When a pipe exploded in New York City’s midtown, sending a national park sized scalding geyser of steam, rusted silt and rocks hundreds of feet into air, trains below Grand Central station sped past the 42nd street stop, and the shuttle between Central and Times Square halted mid-ride and back peddled to where it came. Passengers were herded out in an emergency evacuation.

On the crowded subway platforms people were panicked. Even the businessmen looked harried and uncertain. Mothers frantically tugged at their children. There was no information, just a tired, nervous, stampede.

Outside the station, steam billowed into the sky like smoke and people burst into tears at the sight of it. On their commute only moments earlier, passengers flipped through AM New York where an article discussed the government analysis that the threat of terror is higher now then ever.

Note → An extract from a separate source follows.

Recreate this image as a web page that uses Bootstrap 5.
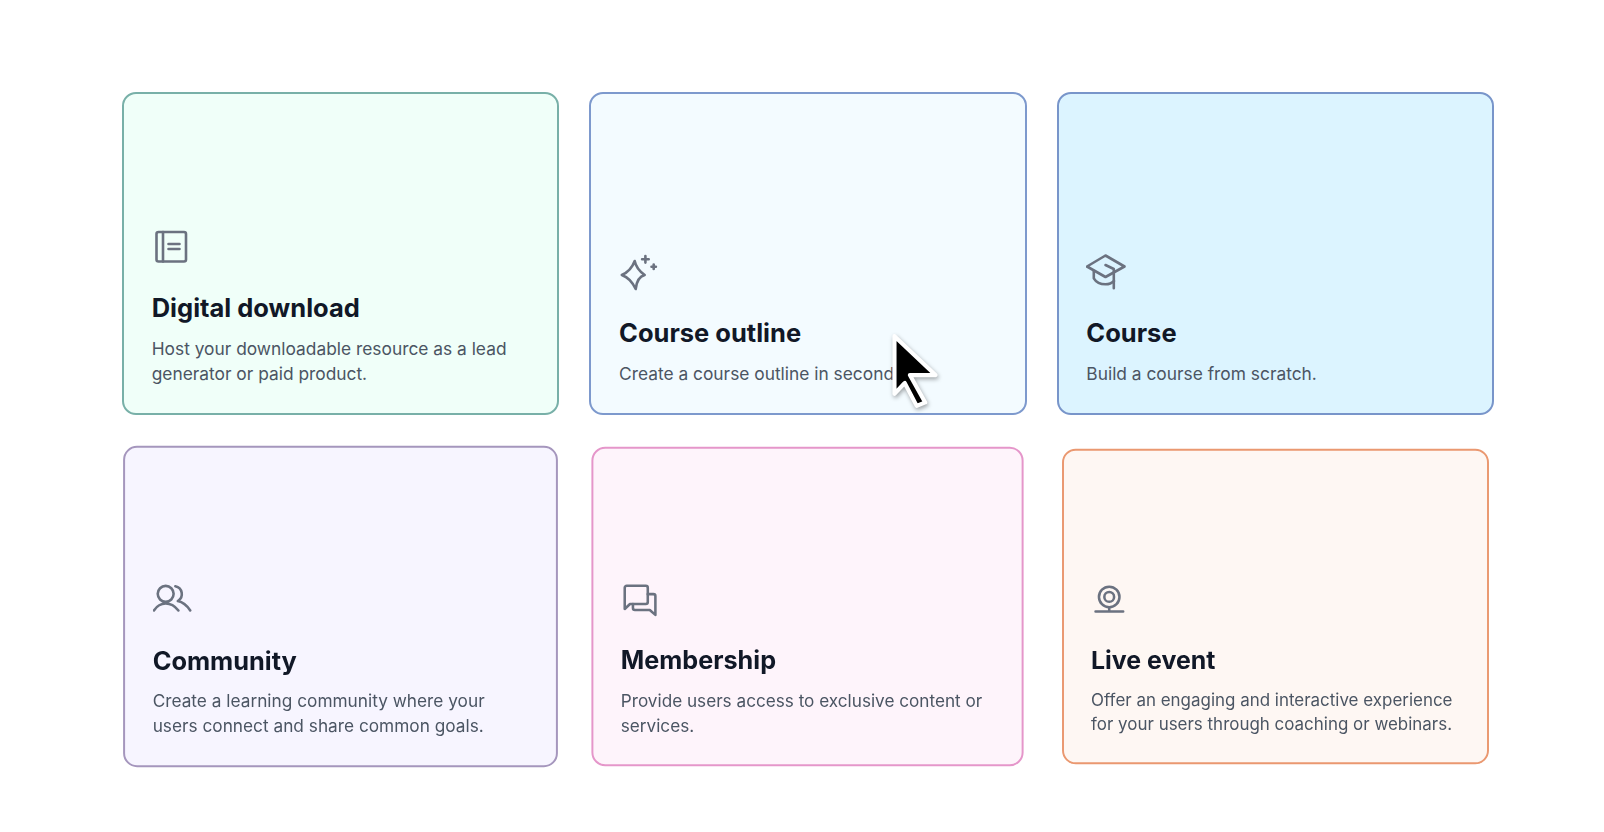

When trains jerked in unplanned stops and passengers rushed out to find a column of steam skyscraper high, there could be no other conclusion - the terrorists had struck.

So much so is terrorism in the public zeitgeist that young adult books these days discuss dirty bombs, nuclear bombs, suicide bombs – publishers must consider these relevant topics for a demographic coming of age Post 9/11. A few years ago, I was struck by an art exhibit that showed the crayon drawings of children in Palestinian refugee camps – stick figures with guns, clouds of smoke – that was their playground - and it surprised me that children could intuit so much. Even in the states, where the daily threat is considerably less severe, children are not left unaware.

A.O. Scott’s review of the frothy Hairspray remake, suggests that the triumph of youth culture, the optimistic, belief that the future will improve on the present, is possibly outdated. What do you think, do we really no longer believe that the future will be a better place – or are we just passing through a morbid phase like sixteen year old goths?

And let me just say...how freaky is it that you could be walking along and the street would erupt beneath you - more grist for the diaster film genre.